I find myself in a situation again that makes me want to respond like a typical girl, it seems like the most appropriate way to feel at the moment, hurt, frustrated… emotional. Yet, I realize that how I think I should be feeling right now is not actually what is going on at all inside…
What is even more amazing is the peace I feel despite the situation I am in.
Thankfully my innumerable prayers to protect my heart were answered, and even more thankfully the situation is the most void of drama and hurt I have ever encountered. And, even though there is always a slight feeling of being bummed, not because of the circumstances themselves… I am actually quite thankful for how it all happened, everything I went through, and learned (cause let me tell you.. it was a lot), but just bummed because it has occurred once again.
Yet, through it all, there is a peace. A letting go feeling of complete surrender that the situation, the circumstances, the feelings all are being handed over to my sweet savior, and I will never care to take the control of them again…

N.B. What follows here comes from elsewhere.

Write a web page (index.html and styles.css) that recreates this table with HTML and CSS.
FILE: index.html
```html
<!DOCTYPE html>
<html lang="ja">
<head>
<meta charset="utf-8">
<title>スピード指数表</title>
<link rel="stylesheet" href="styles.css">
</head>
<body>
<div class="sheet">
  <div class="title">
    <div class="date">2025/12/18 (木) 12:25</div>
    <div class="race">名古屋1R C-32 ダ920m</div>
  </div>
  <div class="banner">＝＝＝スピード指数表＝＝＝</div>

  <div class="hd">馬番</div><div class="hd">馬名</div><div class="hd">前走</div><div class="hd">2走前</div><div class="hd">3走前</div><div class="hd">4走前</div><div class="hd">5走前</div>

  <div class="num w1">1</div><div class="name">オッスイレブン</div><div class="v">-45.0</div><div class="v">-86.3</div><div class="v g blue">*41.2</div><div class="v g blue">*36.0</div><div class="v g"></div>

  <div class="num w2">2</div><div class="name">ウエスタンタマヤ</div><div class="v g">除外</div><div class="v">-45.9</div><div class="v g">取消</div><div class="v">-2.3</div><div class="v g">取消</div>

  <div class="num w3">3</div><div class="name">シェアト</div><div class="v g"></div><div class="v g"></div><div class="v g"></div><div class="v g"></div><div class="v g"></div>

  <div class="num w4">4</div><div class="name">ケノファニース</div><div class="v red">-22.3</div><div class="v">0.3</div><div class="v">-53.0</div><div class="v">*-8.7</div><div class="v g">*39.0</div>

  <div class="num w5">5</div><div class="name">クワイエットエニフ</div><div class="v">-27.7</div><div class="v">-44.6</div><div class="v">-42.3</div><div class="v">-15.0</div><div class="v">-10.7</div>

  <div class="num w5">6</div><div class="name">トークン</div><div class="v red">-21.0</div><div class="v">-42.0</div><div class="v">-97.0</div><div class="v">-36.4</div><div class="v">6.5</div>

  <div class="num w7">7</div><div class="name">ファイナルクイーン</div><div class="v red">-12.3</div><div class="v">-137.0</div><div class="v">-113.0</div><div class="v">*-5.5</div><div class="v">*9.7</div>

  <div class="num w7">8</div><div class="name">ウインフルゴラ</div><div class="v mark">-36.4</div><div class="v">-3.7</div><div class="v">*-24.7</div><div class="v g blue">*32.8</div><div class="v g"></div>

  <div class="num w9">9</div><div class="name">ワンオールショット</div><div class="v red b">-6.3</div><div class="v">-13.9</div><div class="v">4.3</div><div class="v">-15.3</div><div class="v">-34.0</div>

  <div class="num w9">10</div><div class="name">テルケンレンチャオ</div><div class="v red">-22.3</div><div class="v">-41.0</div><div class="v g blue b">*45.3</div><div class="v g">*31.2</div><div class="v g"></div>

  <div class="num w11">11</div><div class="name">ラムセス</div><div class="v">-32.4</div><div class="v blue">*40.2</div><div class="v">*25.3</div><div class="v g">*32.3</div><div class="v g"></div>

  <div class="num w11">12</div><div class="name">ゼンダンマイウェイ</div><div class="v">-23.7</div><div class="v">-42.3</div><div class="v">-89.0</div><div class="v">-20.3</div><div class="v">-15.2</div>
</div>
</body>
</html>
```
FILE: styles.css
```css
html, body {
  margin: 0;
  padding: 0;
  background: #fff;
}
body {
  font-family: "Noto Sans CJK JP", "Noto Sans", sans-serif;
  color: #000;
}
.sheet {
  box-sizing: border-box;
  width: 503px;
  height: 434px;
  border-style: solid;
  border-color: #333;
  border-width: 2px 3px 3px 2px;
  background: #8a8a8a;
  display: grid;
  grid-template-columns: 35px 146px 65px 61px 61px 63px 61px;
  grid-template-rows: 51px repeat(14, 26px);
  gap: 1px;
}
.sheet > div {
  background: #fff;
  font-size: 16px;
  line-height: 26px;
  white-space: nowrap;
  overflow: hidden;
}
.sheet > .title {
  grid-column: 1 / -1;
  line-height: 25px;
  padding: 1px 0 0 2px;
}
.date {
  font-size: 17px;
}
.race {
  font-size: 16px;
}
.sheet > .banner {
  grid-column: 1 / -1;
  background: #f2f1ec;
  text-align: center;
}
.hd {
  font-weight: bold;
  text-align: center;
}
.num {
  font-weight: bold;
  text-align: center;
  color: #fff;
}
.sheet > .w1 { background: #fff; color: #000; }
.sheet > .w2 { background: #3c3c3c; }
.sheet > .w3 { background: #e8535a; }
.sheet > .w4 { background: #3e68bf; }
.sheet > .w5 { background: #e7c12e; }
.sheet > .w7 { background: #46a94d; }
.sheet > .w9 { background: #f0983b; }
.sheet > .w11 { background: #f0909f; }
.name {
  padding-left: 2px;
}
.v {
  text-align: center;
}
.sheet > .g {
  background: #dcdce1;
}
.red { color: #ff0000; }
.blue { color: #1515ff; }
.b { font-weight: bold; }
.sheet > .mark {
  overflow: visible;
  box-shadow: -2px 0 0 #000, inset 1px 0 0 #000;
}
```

I had a feeling this situation was going to turn out this way, and still chose to walk through the door because I knew I was going to learn, I was going to grow, and I was going to see several things in a way I had not ever viewed them. Looking back, I would do it again for all of those reasons, and quite frankly because I felt a peace to walk through the door, which thankfully the peace has remained. I do not think I made any poor choices nor did I make a mistake.
So, it is over, but only because one thing has to end in order for the next to start. Whatever is next, it is in God’s hands.